Ms Buttrose was responding to a question about changes in Australia over time, and was asked, "are we more divided, more selfish? More interested in goals than people?"
With a media career spanning six decades - from women's editor of The Daily Telegraph, to founding editor of Cleo, to editor-in-chief of The Australian Women's Weekly - Ms Buttrose became the first woman to edit a metropolitan daily newspaper when she took over The Daily Telegraph and Sunday Telegraph in the early 1980s. She later became a familiar television presence as a panellist on Channel Ten's Studio 10, and served as chair of the ABC from 2019 to 2024.
During the webinar, she warned of widening inequality, saying some Australians had become "obsessed" with money while others were slipping into serious hardship.

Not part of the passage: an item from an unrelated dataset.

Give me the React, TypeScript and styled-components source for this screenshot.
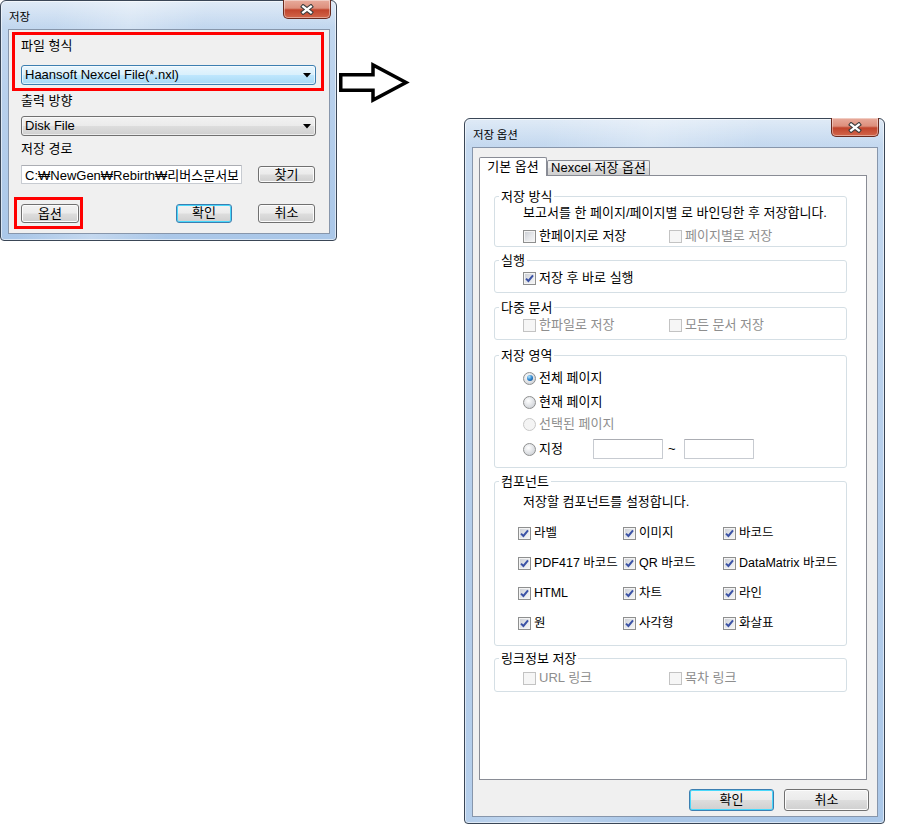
import React from 'react';
import styled, { createGlobalStyle } from 'styled-components';

const GlobalStyle = createGlobalStyle`
  html, body {
    margin: 0;
    padding: 0;
    background: #ffffff;
  }
  body {
    font-family: "Liberation Sans", "Noto Sans CJK KR", sans-serif;
    font-size: 13px;
    line-height: 16px;
    color: #000000;
  }
  * {
    box-sizing: border-box;
  }
`;

const hotGradient = 'linear-gradient(180deg, #eaf6fd 0%, #d9f0fc 48%, #bee6fd 52%, #a7d9f5 100%)';
const grayGradient = 'linear-gradient(180deg, #f2f2f2 0%, #ebebeb 48%, #dddddd 52%, #cfcfcf 100%)';

const Desktop = styled.div`
  display: flex;
  align-items: flex-start;
  width: 898px;
  height: 840px;
  overflow: hidden;
`;

const Window = styled.div<{ $width: number; $height: number; $top?: number; $left?: number }>`
  flex: none;
  display: flex;
  flex-direction: column;
  width: ${p => p.$width}px;
  height: ${p => p.$height}px;
  margin: ${p => p.$top ?? 0}px 0 0 ${p => p.$left ?? 0}px;
  padding: 0 6px 6px 7px;
  border: 1px solid #3a4656;
  border-radius: 6px 6px 4px 4px;
  background:
    linear-gradient(180deg, rgba(255, 255, 255, 0.45) 0px, rgba(255, 255, 255, 0) 26px),
    linear-gradient(100deg, rgba(255, 255, 255, 0) 15%, rgba(255, 255, 255, 0.3) 35%, rgba(255, 255, 255, 0) 55%),
    linear-gradient(180deg, #c6daf0 0%, #b8d0ec 40%, #aac7e8 100%);
  box-shadow: inset 0 0 0 1px rgba(255, 255, 255, 0.55);
`;

const TitleBar = styled.div`
  flex: none;
  height: 28px;
  display: flex;
  justify-content: space-between;
  align-items: flex-start;
`;

const Caption = styled.span`
  padding: 8px 0 0 1px;
  font-family: "Noto Sans CJK KR", sans-serif;
  font-size: 11.5px;
  line-height: 14px;
`;

const CloseButton = styled.div`
  width: 48px;
  height: 19px;
  margin: -1px -1px 0 0;
  display: flex;
  align-items: center;
  justify-content: center;
  border: 1px solid #6a2a1e;
  border-top: none;
  border-radius: 0 0 5px 5px;
  background: linear-gradient(180deg, #e8ab9c 0%, #dd8f7c 45%, #c1442c 55%, #d2664a 100%);
  box-shadow: inset 0 0 0 1px rgba(255, 255, 255, 0.4);
`;

const Client = styled.div`
  flex: 1;
  display: flex;
  flex-direction: column;
  border: 1px solid #8796ab;
  background: #f0f0f0;
`;

/* ---------- 저장 dialog ---------- */

const SaveBody = styled.div`
  display: flex;
  flex-direction: column;
  padding: 0 13px 0 12px;
`;

const Highlight = styled.div<{ $margin: string; $padding: string }>`
  border: 3px solid #ff0000;
  margin: ${p => p.$margin};
  padding: ${p => p.$padding};
`;

const FieldLabel = styled.div<{ $mt: number }>`
  margin-top: ${p => p.$mt}px;
  line-height: 16px;
`;

const Combo = styled.div<{ $hot?: boolean; $mt?: number }>`
  height: 20px;
  margin-top: ${p => p.$mt ?? 0}px;
  display: flex;
  align-items: center;
  justify-content: space-between;
  padding: 0 4px 0 3px;
  border: 1px solid ${p => (p.$hot ? '#3c7fb1' : '#707070')};
  border-radius: 3px;
  background: ${p => (p.$hot ? hotGradient : grayGradient)};
  box-shadow: inset 0 0 0 1px rgba(255, 255, 255, 0.6);
`;

const PathRow = styled.div`
  margin-top: 8px;
  display: flex;
  align-items: center;
  gap: 16px;
`;

const TextBox = styled.input<{ $w: number; $h: number }>`
  width: ${p => p.$w}px;
  height: ${p => p.$h}px;
  margin: 0;
  padding: 0 3px;
  font: inherit;
  color: #000;
  background: #ffffff;
  border: 1px solid #c7cbd1;
  border-top-color: #abadb3;
  border-radius: 1px;
  outline: none;
`;

const ButtonRow = styled.div<{ $mt: number; $justify?: string; $pr?: number }>`
  margin-top: ${p => p.$mt}px;
  padding-right: ${p => p.$pr ?? 0}px;
  display: flex;
  align-items: center;
  justify-content: ${p => p.$justify ?? 'flex-start'};
`;

const PushButton = styled.button<{ $w: number; $h: number; $default?: boolean; $ml?: number }>`
  width: ${p => p.$w}px;
  height: ${p => p.$h}px;
  margin: 0 0 0 ${p => p.$ml ?? 0}px;
  padding: 0;
  font: inherit;
  color: #000;
  border: 1px solid ${p => (p.$default ? '#3c7fb1' : '#707070')};
  border-radius: 3px;
  background: ${grayGradient};
  box-shadow: inset 0 0 0 1px ${p => (p.$default ? '#48d8fb' : '#fcfcfc')};
`;

const Arrow = styled.svg`
  flex: none;
  margin-top: 60px;
`;

/* ---------- 저장 옵션 dialog ---------- */

const OptionsBody = styled.div`
  display: flex;
  flex-direction: column;
  padding-top: 9px;
  flex: 1;
`;

const TabStrip = styled.div`
  height: 18px;
  margin-left: 6px;
  display: flex;
  align-items: flex-end;
`;

const Tab = styled.div<{ $active?: boolean; $w: number }>`
  position: relative;
  z-index: ${p => (p.$active ? 2 : 1)};
  width: ${p => p.$w}px;
  height: ${p => (p.$active ? 19 : 15)}px;
  margin-bottom: ${p => (p.$active ? -1 : 0)}px;
  padding-top: ${p => (p.$active ? 1 : 0)}px;
  line-height: ${p => (p.$active ? 16 : 14)}px;
  text-align: center;
  white-space: nowrap;
  border: 1px solid #898c95;
  border-bottom: none;
  border-radius: 2px 2px 0 0;
  background: ${p => (p.$active ? '#ffffff' : 'linear-gradient(180deg, #f2f2f2 0%, #ebebeb 48%, #dddddd 52%, #cfcfcf 100%)')};
`;

const TabPane = styled.div`
  width: 388px;
  height: 605px;
  margin-left: 6px;
  padding: 13px 19px 0 14px;
  border: 1px solid #898c95;
  background: #ffffff;
`;

const Group = styled.fieldset<{ $mt?: number; $pb: number }>`
  margin: ${p => p.$mt ?? 0}px 0 0 0;
  padding: 0 0 ${p => p.$pb}px 0;
  min-width: 0;
  border: 1px solid #d5dfe5;
  border-radius: 3px;
`;

const Legend = styled.legend`
  margin-left: 4px;
  padding: 0 2px;
  line-height: 15px;
`;

const Row = styled.div<{ $mt: number; $pl?: number; $h?: number }>`
  height: ${p => p.$h ?? 16}px;
  margin-top: ${p => p.$mt}px;
  padding-left: ${p => p.$pl ?? 28}px;
  display: flex;
  align-items: center;
  white-space: nowrap;
`;

const CheckGrid = styled.div`
  margin-top: 15px;
  padding-left: 23px;
  display: grid;
  grid-template-columns: 105px 100px auto;
  grid-auto-rows: 16px;
  row-gap: 14px;
  font-size: 12.5px;
`;

const Option = styled.label<{ $w?: number; $disabled?: boolean; $gap?: number }>`
  flex: none;
  display: inline-flex;
  align-items: center;
  gap: ${p => p.$gap ?? 3}px;
  width: ${p => (p.$w ? `${p.$w}px` : 'auto')};
  height: 16px;
  white-space: nowrap;
  color: ${p => (p.$disabled ? '#8e8e8e' : '#000000')};
`;

const Box = styled.span<{ $disabled?: boolean }>`
  flex: none;
  width: 13px;
  height: 13px;
  display: flex;
  align-items: center;
  justify-content: center;
  border: 1px solid ${p => (p.$disabled ? '#c3c3c3' : '#8e8f8f')};
  background: ${p =>
    p.$disabled ? '#f6f6f6' : 'linear-gradient(135deg, #c9ccd2 0%, #e6e8eb 55%, #f6f6f6 100%)'};
  box-shadow: inset 0 0 0 1px ${p => (p.$disabled ? '#f6f6f6' : '#f4f4f4')};
`;

const Radio = styled.span<{ $checked?: boolean; $disabled?: boolean }>`
  flex: none;
  width: 13px;
  height: 13px;
  display: flex;
  align-items: center;
  justify-content: center;
  border-radius: 50%;
  border: 1px solid ${p => (p.$disabled ? '#c8c8c8' : '#8e8f8f')};
  background: ${p =>
    p.$disabled ? '#f4f4f4' : 'radial-gradient(circle at 40% 35%, #ffffff 0%, #e4e6e9 45%, #c3c7cd 100%)'};

  &::after {
    content: '';
    display: ${p => (p.$checked ? 'block' : 'none')};
    width: 6px;
    height: 6px;
    border-radius: 50%;
    background: radial-gradient(circle at 35% 30%, #b5e6fc 0%, #2f86cf 50%, #0d3d7a 100%);
  }
`;

const Tilde = styled.span`
  width: 21px;
  padding-left: 5px;
`;

const CheckMark = () => (
  <svg width="9" height="9" viewBox="0 0 9 9">
    <path d="M1 4.6 L3.4 7 L8 1.4" fill="none" stroke="#3b52a5" strokeWidth="2" />
  </svg>
);

const CloseGlyph = () => (
  <svg width="14" height="11" viewBox="0 0 14 11">
    <path d="M3.2 2.6 L10.8 8.4 M10.8 2.6 L3.2 8.4" stroke="#3e3e3e" strokeWidth="4.4" strokeLinecap="square" />
    <path d="M3.2 2.6 L10.8 8.4 M10.8 2.6 L3.2 8.4" stroke="#ffffff" strokeWidth="2.3" strokeLinecap="square" />
  </svg>
);

const ComboArrow = () => (
  <svg width="8" height="5" viewBox="0 0 8 5">
    <polygon points="0,0 8,0 4,4.5" fill="#000" />
  </svg>
);

type CheckProps = { label: string; checked?: boolean; disabled?: boolean; width?: number };

const Check = ({ label, checked, disabled, width }: CheckProps) => (
  <Option $w={width} $disabled={disabled}>
    <Box $disabled={disabled}>{checked && <CheckMark />}</Box>
    {label}
  </Option>
);

type RadioProps = { label: string; checked?: boolean; disabled?: boolean; width?: number };

const RadioOption = ({ label, checked, disabled, width }: RadioProps) => (
  <Option $w={width} $disabled={disabled} $gap={3}>
    <Radio $checked={checked} $disabled={disabled} />
    {label}
  </Option>
);

const components = [
  '라벨', '이미지', '바코드',
  'PDF417 바코드', 'QR 바코드', 'DataMatrix 바코드',
  'HTML', '차트', '라인',
  '원', '사각형', '화살표',
];

export default function App() {
  return (
    <Desktop>
      <GlobalStyle />

      <Window $width={337} $height={241}>
        <TitleBar>
          <Caption>저장</Caption>
          <CloseButton><CloseGlyph /></CloseButton>
        </TitleBar>
        <Client>
          <SaveBody>
            <Highlight $margin="2px -8px 0 -9px" $padding="0 5px 3px 6px">
              <FieldLabel $mt={3}>파일 형식</FieldLabel>
              <Combo $hot $mt={11}>
                <span>Haansoft Nexcel File(*.nxl)</span>
                <ComboArrow />
              </Combo>
            </Highlight>
            <FieldLabel $mt={2}>출력 방향</FieldLabel>
            <Combo $mt={7}>
              <span>Disk File</span>
              <ComboArrow />
            </Combo>
            <FieldLabel $mt={5}>저장 경로</FieldLabel>
            <PathRow>
              <TextBox $w={221} $h={19} readOnly value="C:₩NewGen₩Rebirth₩리버스문서보관함" />
              <PushButton $w={57} $h={17}>찾기</PushButton>
            </PathRow>
            <ButtonRow $mt={13}>
              <Highlight $margin="0 0 0 -7px" $padding="4px 1px 3px 4px">
                <PushButton $w={58} $h={19}>옵션</PushButton>
              </Highlight>
              <PushButton $w={56} $h={19} $default $ml={93}>확인</PushButton>
              <PushButton $w={57} $h={19} $ml={26}>취소</PushButton>
            </ButtonRow>
          </SaveBody>
        </Client>
      </Window>

      <Arrow width="75" height="45" viewBox="0 0 75 45">
        <polygon
          points="3.75,14.75 36,14.75 36,5 69,22.5 36,40 36,30.25 3.75,30.25"
          fill="#ffffff"
          stroke="#000000"
          strokeWidth="3.5"
          strokeLinejoin="miter"
        />
      </Arrow>

      <Window $width={421} $height={706} $top={118} $left={52}>
        <TitleBar>
          <Caption>저장 옵션</Caption>
          <CloseButton><CloseGlyph /></CloseButton>
        </TitleBar>
        <Client>
          <OptionsBody>
            <TabStrip>
              <Tab $active $w={68}>기본 옵션</Tab>
              <Tab $w={103}>Nexcel 저장 옵션</Tab>
            </TabStrip>
            <TabPane>
              <Group $pb={2}>
                <Legend>저장 방식</Legend>
                <Row $mt={1}>보고서를 한 페이지/페이지별 로 바인딩한 후 저장합니다.</Row>
                <Row $mt={7}>
                  <Check label="한페이지로 저장" width={146} />
                  <Check label="페이지별로 저장" disabled />
                </Row>
              </Group>

              <Group $mt={6} $pb={6}>
                <Legend>실행</Legend>
                <Row $mt={2}>
                  <Check label="저장 후 바로 실행" checked />
                </Row>
              </Group>

              <Group $mt={7} $pb={6}>
                <Legend>다중 문서</Legend>
                <Row $mt={2}>
                  <Check label="한파일로 저장" disabled width={146} />
                  <Check label="모든 문서 저장" disabled />
                </Row>
              </Group>

              <Group $mt={8} $pb={8}>
                <Legend>저장 영역</Legend>
                <Row $mt={7}><RadioOption label="전체 페이지" checked /></Row>
                <Row $mt={8}><RadioOption label="현재 페이지" /></Row>
                <Row $mt={6}><RadioOption label="선택된 페이지" disabled /></Row>
                <Row $mt={7} $h={20}>
                  <RadioOption label="지정" width={70} />
                  <TextBox $w={70} $h={20} readOnly value="" />
                  <Tilde>~</Tilde>
                  <TextBox $w={70} $h={20} readOnly value="" />
                </Row>
              </Group>

              <Group $mt={6} $pb={14}>
                <Legend>컴포넌트</Legend>
                <Row $mt={5}>저장할 컴포넌트를 설정합니다.</Row>
                <CheckGrid>
                  {components.map(name => (
                    <Check key={name} label={name} checked />
                  ))}
                </CheckGrid>
              </Group>

              <Group $mt={5} $pb={5}>
                <Legend>링크정보 저장</Legend>
                <Row $mt={4}>
                  <Check label="URL 링크" disabled width={146} />
                  <Check label="목차 링크" disabled />
                </Row>
              </Group>
            </TabPane>
            <ButtonRow $mt={9} $justify="flex-end" $pr={8}>
              <PushButton $w={85} $h={22} $default>확인</PushButton>
              <PushButton $w={85} $h={22} $ml={10}>취소</PushButton>
            </ButtonRow>
          </OptionsBody>
        </Client>
      </Window>
    </Desktop>
  );
}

"Some people don't have enough money, so we have people living below the poverty line, too many. Too many children sleeping on the streets - these things should concern us because we're a wealthy country," she said.
Cost-of-living pressures were reshaping daily life, she added, pushing many out of the housing market and even out of the rental market.
"I never thought I'd live in Australia where people couldn't afford to buy a home in any of our capital cities. That's appalling," she said.
"That's bad government planning at all levels of government, and they've let down Australia and Australian people by their ineptitude."